Today it’s a pleasure to take part in the BlogTour Sister of Mine by Laurie Petrou. It’s a murder mystery with the vibe of a psychological thriller, and it’s women’s fiction.
Laurie Petrou has a PhD in Communication and Culture, and is an Associate Professor at Ryerson’s RTA School of Media in Toronto, where she is also the Director of the Masters of Media Production program. She has given several TEDx talks on subjects including gender and rejection. Laurie was the inaugural winner of the Half the World Global Literati Award in 2016, a prize that honours unpublished work featuring female protagonists, for her novel Sister of Mine. She now lives in a small town in Ontario wine country with her husband, a wine maker, and their two sons.
About the book
Two Sisters. One Fire. A Secret that won’t burn out.
The Grayson sisters are trouble. Everyone in their small town knows it. But no-one can know of the secret that binds them together. Hattie is the light. Penny is the darkness. Together, they have balance.
But one night the balance is toppled. A match is struck. A fire is started. A cruel husband is killed.
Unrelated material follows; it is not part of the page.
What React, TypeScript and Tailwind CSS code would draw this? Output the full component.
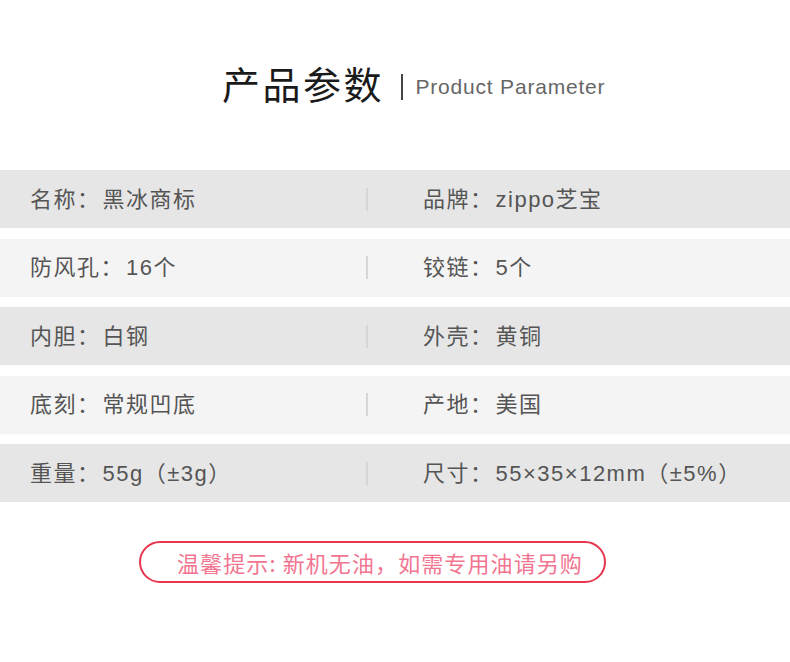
import React from "react";

const rows: [string, string, string, string][] = [
  ["名称：", "黑冰商标", "品牌：", "zippo芝宝"],
  ["防风孔：", "16个", "铰链：", "5个"],
  ["内胆：", "白钢", "外壳：", "黄铜"],
  ["底刻：", "常规凹底", "产地：", "美国"],
  ["重量：", "55g（±3g）", "尺寸：", "55×35×12mm（±5%）"],
];

const font = { fontFamily: '"Liberation Sans", "Noto Sans CJK SC", sans-serif' };

export default function App() {
  return (
    <div className="w-[790px] h-[662px] bg-white flex flex-col" style={font}>
      <div className="h-[170px] flex items-start pl-[222px] pt-[61px]">
        <div className="flex items-center">
          <span
            className="text-[38px] leading-[44px] text-[#1a1a1a] tracking-[2.5px]"
            style={{ fontFamily: '"Noto Sans CJK SC", sans-serif' }}
          >
            产品参数
          </span>
          <span className="ml-[17px] w-[1.5px] h-[26px] bg-[#444] mt-[8px]" />
          <span className="ml-[13px] text-[21px] tracking-[0.8px] text-[#666] mt-[8px]">
            Product Parameter
          </span>
        </div>
      </div>
      <div className="flex flex-col gap-[10.5px]">
        {rows.map((r, i) => (
          <div
            key={i}
            className={`flex items-center h-[58px] ${i % 2 === 0 ? "bg-[#e6e6e6]" : "bg-[#f4f4f4]"}`}
          >
            <div className="w-[366px] pl-[30px] text-[22px] tracking-[1.5px] text-[#555] whitespace-nowrap">
              <span className="mr-[2px]">{r[0]}</span>
              {r[1]}
            </div>
            <div className="w-[2px] h-[23px] bg-[#d6d6d6]" />
            <div className="pl-[55px] text-[22px] tracking-[1.5px] text-[#555] whitespace-nowrap">
              <span className="mr-[2px]">{r[2]}</span>
              {r[3]}
            </div>
          </div>
        ))}
      </div>
      <div className="pl-[139px] mt-[39px]">
        <div className="w-[467px] h-[42px] rounded-full border-2 border-[#e8354f] flex items-center pl-[36px]">
          <span
            className="text-[22px] tracking-[1.1px] text-[#f27590] whitespace-nowrap"
            style={{ fontFamily: '"Noto Sans CJK SC", sans-serif' }}
          >
            温馨提示: 新机无油，如需专用油请另购
          </span>
        </div>
      </div>
    </div>
  );
}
The potential for a new life flickers in the fire’s embers, but resentment, guilt, and jealousy suffocate like smoke. Their lives have been engulfed in flames – will they ever be able to put them out?Review
The relationships between sisters are often complicated and fraught with emotion. When it comes to Peggy and Hattie it is also a bond created through guilt, anger, fear and the need to protect each other.
Peggy always feels as if she has to keep Hattie safe, despite being the typical older sister who finds her little sister annoying. Hattie is the unpredictable hothead with a penchant for getting into trouble.
They have a dysfunctional codependent relationship, which starts to disintegrate when the secrets they share start to take their toll on the two of them. What are they hiding? Will Peggy let Hattie blackmail her into the ultimate sacrifice?
Petrou delivers a nice little double-twist at the end, which puts the whole story into perspective. It’s a whirlwind of emotions and filled with haunting feelings of inadequacy, but also takes on difficult topics like domestic violence, misogyny and surrogacy.
It’s a murder mystery with the vibe of a psychological thriller, and it’s women’s fiction.
It’s an engrossing read, especially in regards to the sister’s relationship. The animosity, bitterness and paranoia is countered by the sisterly bond the two of them share. It’s definitely a book I recommend, because I know exactly what it’s like to share that type of bond. Messed up and hard to sever.